On Wed, Oct 15, 2003 at 07:44:57PM +0100, Colm MacCarthaigh wrote:
>
> One of our servers is getting truly hammered today (5,000 simultaneous
> clients is not unusual right now), so I've been tinkering with worker
> instead of prefork. It's not doing nice things for me :(
>
> The master (running-as-root) httpd is segfaulting after a few minutes, but
> the children are staying around (for all the good that does ;) :
>
> wait4(-1, 0xbffff620, WNOHANG|WUNTRACED, NULL) = 0
> select(0, NULL, NULL, NULL, {1, 0}) = 0 (Timeout)
> wait4(-1, 0xbffff620, WNOHANG|WUNTRACED, NULL) = 0
> select(0, NULL, NULL, NULL, {1, 0}) = 0 (Timeout)

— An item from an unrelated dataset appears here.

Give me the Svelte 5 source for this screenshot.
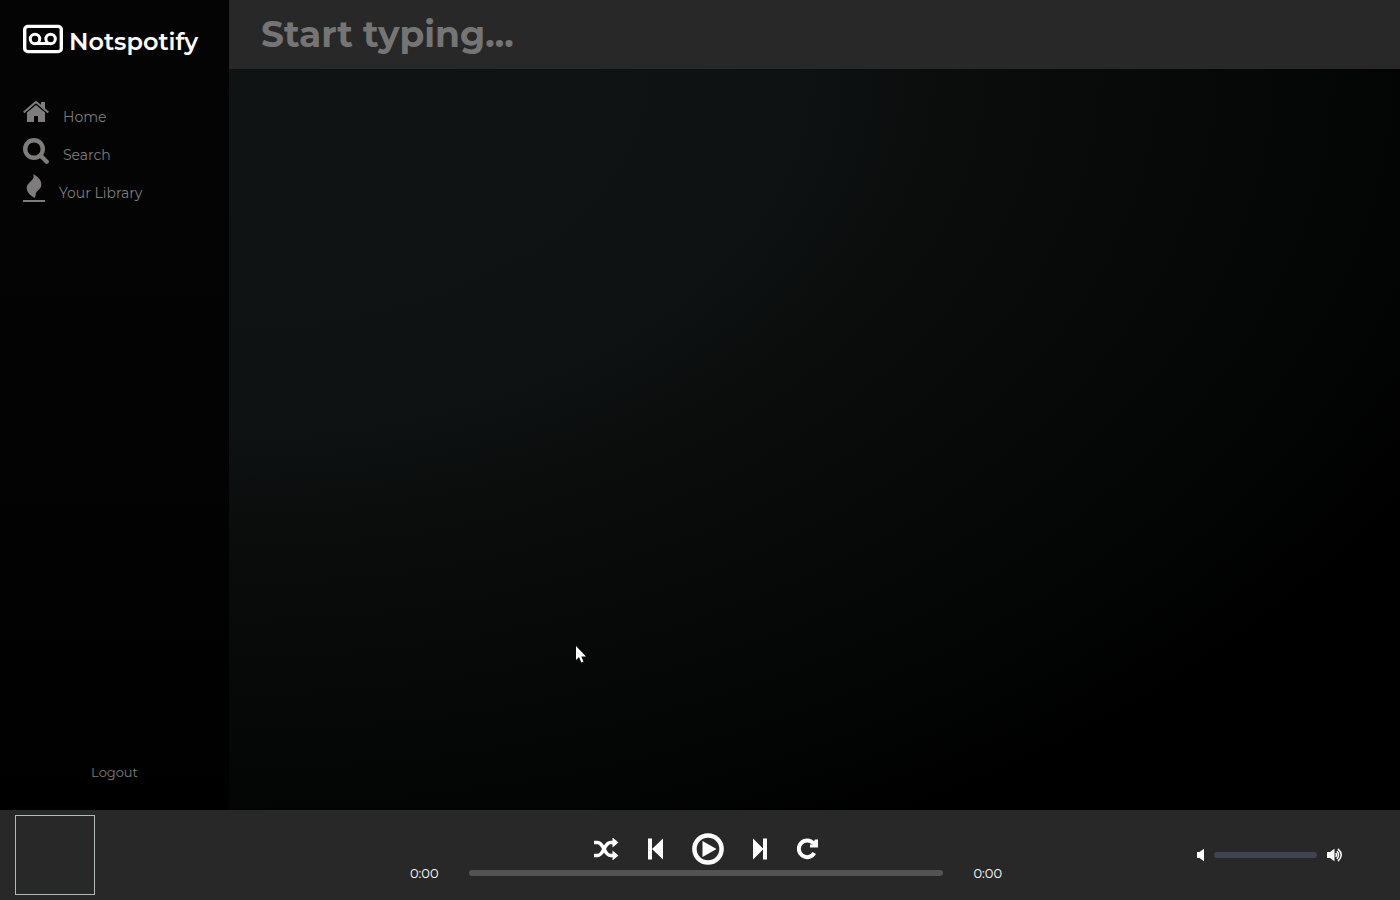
<script>
  let query = $state('');
  let position = $state(0);
  let volume = $state(0);
</script>

<div class="app">
  <div class="body">
    <aside class="sidebar">
      <a class="brand" href="#home">
        <svg width="40" height="30" viewBox="0 0 40 30" fill="none" stroke="#fff" aria-hidden="true">
          <rect x="1.700" y="2.400" width="36.600" height="25.200" rx="3.200" stroke-width="3.400" />
          <g stroke-width="3">
            <circle cx="12" cy="15" r="4.700" />
            <circle cx="27.600" cy="15" r="4.700" />
            <path d="M12 19.500H27.600" />
          </g>
        </svg>
        <span>Notspotify</span>
      </a>

      <nav>
        <a href="#home">
          <svg width="26" height="28" viewBox="0 0 26 28" aria-hidden="true">
            <path d="M18 2h4v9l-4-4z" fill="currentColor" />
            <path d="M.8 12.500 13 2l12.200 10.500" fill="none" stroke="currentColor" stroke-width="2.200" />
            <path d="M4 12.500 13 5l9 7.500V22h-7v-6h-4v6H4z" fill="currentColor" />
            <path d="M2 13.300 13 4l11 9.300" fill="none" stroke="#040404" stroke-width=".8" />
          </svg>
          <span>Home</span>
        </a>
        <a href="#search">
          <svg width="26" height="28" viewBox="0 0 26 28" fill="none" stroke="currentColor" stroke-width="4.400" aria-hidden="true">
            <circle cx="11" cy="11" r="8.800" />
            <path d="m17.500 17.500 6.200 6.200" stroke-linecap="round" />
          </svg>
          <span>Search</span>
        </a>
        <a href="#library">
          <svg width="22" height="28" viewBox="0 2 22 28" overflow="visible" fill="currentColor" aria-hidden="true">
            <path d="M10.300 0C13.500 2 18.400 5 18.400 10.500C18.400 15.500 12.500 17 12.700 20.500C12.700 21.800 12.400 22.500 11.600 24C8.500 22.300 3.700 19 3.700 13.800C3.700 8.500 12.500 6.500 10.300 0Z" />
            <path d="M0 26h22v2H0z" />
          </svg>
          <span>Your Library</span>
        </a>
      </nav>

      <button class="logout">Logout</button>
    </aside>

    <main>
      <input class="search" type="text" aria-label="Search" placeholder="Start typing..." bind:value={query} />
      <div class="results"></div>
    </main>
  </div>

  <footer>
    <div class="cover"></div>

    <div class="center">
      <div class="controls">
        <button aria-label="Shuffle">
          <svg width="26" height="22" viewBox="0 0 26 22" aria-hidden="true">
            <g fill="none" stroke="currentColor" stroke-width="3.600">
              <path d="M1 4.500H4.500C11 4.500 11 17.500 17.500 17.500H21" />
              <path d="M1 17.500H4.500C11 17.500 11 4.500 17.500 4.500H21" />
            </g>
            <path d="M19.500-.5 25.500 4.500 19.500 9.500zM19.500 12.500 25.500 17.500 19.500 22.500z" fill="currentColor" />
          </svg>
        </button>
        <button aria-label="Previous">
          <svg width="15" height="22" viewBox="0 0 15 22" fill="currentColor" aria-hidden="true">
            <path d="M0 .5h4v21H0zM4 11 15 .5v21z" />
          </svg>
        </button>
        <button aria-label="Play">
          <svg width="32" height="32" viewBox="0 0 32 32" aria-hidden="true">
            <circle cx="16" cy="16" r="13.600" fill="none" stroke="currentColor" stroke-width="4.500" />
            <path d="M10.500 8v16L24.500 16z" fill="currentColor" />
          </svg>
        </button>
        <button aria-label="Next">
          <svg width="15" height="22" viewBox="0 0 15 22" fill="currentColor" aria-hidden="true">
            <path d="M10 .5h4v21h-4zM0 .5 10.500 11 0 21.500z" />
          </svg>
        </button>
        <button aria-label="Repeat">
          <svg width="22" height="22" viewBox="0 0 22 22" aria-hidden="true">
            <path d="M17.300 15A8.300 8.300 0 1 1 16.500 5.500" fill="none" stroke="currentColor" stroke-width="4" />
            <path d="M21 1.500v8h-8V6.500h2.500l2.500-5z" fill="currentColor" />
          </svg>
        </button>
      </div>
      <div class="progress">
        <span>0:00</span>
        <input type="range" aria-label="Position" min="0" max="100" bind:value={position} />
        <span>0:00</span>
      </div>
    </div>

    <div class="volume">
      <svg width="7" height="14" viewBox="0 0 7 14" fill="#fff" aria-hidden="true">
        <path d="M0 4h2.500L7 .8v12.400L2.500 10H0z" />
      </svg>
      <input type="range" aria-label="Volume" min="0" max="100" bind:value={volume} />
      <svg width="16" height="14" viewBox="0 0 16 14" aria-hidden="true">
        <path d="M0 4h3L7.500.8v12.400L3 10H0z" fill="#fff" />
        <g fill="none" stroke="#fff" stroke-width="1.500">
          <path d="M8.800 5q1.400 2 0 4M10 3q3 4 0 8M11 .9q6.500 6.100 0 12.200" />
        </g>
      </svg>
    </div>
  </footer>

  <svg class="pointer" width="12" height="18" viewBox="0 0 12 18" fill="#fff" aria-hidden="true">
    <path d="M1 0v14l3-3 2.300 5.500 2.200-1L6.300 10.500H11z" />
  </svg>
</div>

<style>
  :global(body) {
    margin: 0;
    background: #000;
  }
  .app {
    position: relative;
    min-height: 100vh;
    display: flex;
    flex-direction: column;
    font-family: Montserrat, Inter, sans-serif;
    font-weight: 400;
    color: #fff;
  }
  .body {
    flex: 1;
    display: flex;
  }
  .sidebar {
    box-sizing: border-box;
    width: 229px;
    flex: none;
    display: flex;
    flex-direction: column;
    padding: 24px 23px 28px;
    background: linear-gradient(#040404, #030303 50%, #000);
  }
  a {
    color: inherit;
    text-decoration: none;
  }
  .brand {
    display: flex;
    gap: 6px;
    font-size: 24px;
    font-weight: 600;
    line-height: 36px;
  }
  nav {
    display: flex;
    flex-direction: column;
    gap: 10px;
    margin-top: 40px;
    color: #7f7d7b;
    font-size: 14px;
    line-height: 28px;
  }
  nav a {
    display: flex;
    gap: 14px;
    height: 28px;
  }
  nav span {
    padding-top: 3px;
  }
  svg {
    display: block;
    flex: none;
  }
  button {
    padding: 0;
    border: 0;
    background: none;
    color: inherit;
    font: inherit;
    cursor: pointer;
  }
  .logout {
    margin-top: auto;
    color: #7f7d7b;
    font-size: 13px;
    line-height: 20px;
  }
  main {
    flex: 1;
    min-width: 0;
    display: flex;
    flex-direction: column;
  }
  .results {
    flex: 1;
    background: radial-gradient(ellipse farthest-corner at top left, #0f1314 0, #0e1213 34%, #0b0d0c 43%, #050706 64%, #000 82%);
  }
  .search {
    box-sizing: border-box;
    width: 100%;
    height: 69px;
    padding: 0 32px 2px;
    border: 0;
    outline: 0;
    background: #282828;
    color: #fff;
    font: inherit;
    font-size: 36px;
    font-weight: 700;
  }
  .search::placeholder {
    color: #757575;
    opacity: 1;
  }
  footer {
    box-sizing: border-box;
    min-height: 90px;
    display: grid;
    grid-template-columns: 1fr minmax(0, 592px) 1fr;
    align-items: center;
    padding: 0 3px 0 15px;
    background: #282828;
  }
  .cover {
    box-sizing: border-box;
    width: 80px;
    height: 80px;
    border: 1px solid #b3b8b8;
  }
  .controls {
    display: flex;
    align-items: center;
    justify-content: center;
    gap: 29px;
    padding-top: 4px;
  }
  .progress {
    display: flex;
    align-items: center;
    gap: 30px;
    font-size: 13px;
    line-height: 16px;
  }
  input[type='range'] {
    appearance: none;
    flex: 1;
    min-width: 0;
    height: 6px;
    margin: 0;
    border-radius: 3px;
    background: #535353;
  }
  input[type='range']::-webkit-slider-thumb {
    appearance: none;
    width: 0;
    height: 0;
  }
  .volume {
    justify-self: end;
    display: flex;
    align-items: center;
    gap: 10px;
    width: 146px;
    padding-right: 54px;
  }
  .volume input[type='range'] {
    background: #404352;
  }
  .pointer {
    position: absolute;
    left: 575px;
    top: 646px;
  }
</style>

> wait4(-1, 0xbffff620, WNOHANG|WUNTRACED, NULL) = 0
> select(0, NULL, NULL, NULL, {1, 0}) = 0 (Timeout)
> fork() = 29289
> wait4(-1, 0xbffff620, WNOHANG|WUNTRACED, NULL) = 0
> select(0, NULL, NULL, NULL, {1, 0}) = 0 (Timeout)
> --- SIGSEGV (Segmentation fault) ---
You don't by any chance have NEED_WAITPID defined somewhere, do you?
I found a place that looks like a bug that could definitely cause
this, but only if you have NEED_WAITPID defined. Take a look
at server/mpm_common.c around line 233 (search for the call to
reap_children()). The return value is overwriting the pointer to the
apr_proc_t struct, and then right after we call apr_sleep() (which lines
up with the call to select() in your trace above) we get a segfault.
Could you send me your httpd binary and the core file?
In the mean time, if it turns out you do have NEED_WAITPID defined,
try this patch:
Index: server/mpm_common.c
===================================================================
RCS file: /home/cvs/httpd-2.0/server/mpm_common.c,v
retrieving revision 1.102.2.4
diff -u -u -r1.102.2.4 mpm_common.c
--- server/mpm_common.c 15 May 2003 20:28:18 -0000 1.102.2.4
+++ server/mpm_common.c 15 Oct 2003 20:27:53 -0000
@@ -230,7 +230,7 @@
}
#ifdef NEED_WAITPID
- if ((ret = reap_children(exitcode, status)) > 0) {
+ if ((rv = reap_children(exitcode, status)) > 0) {
return;
}
#endif
-aaron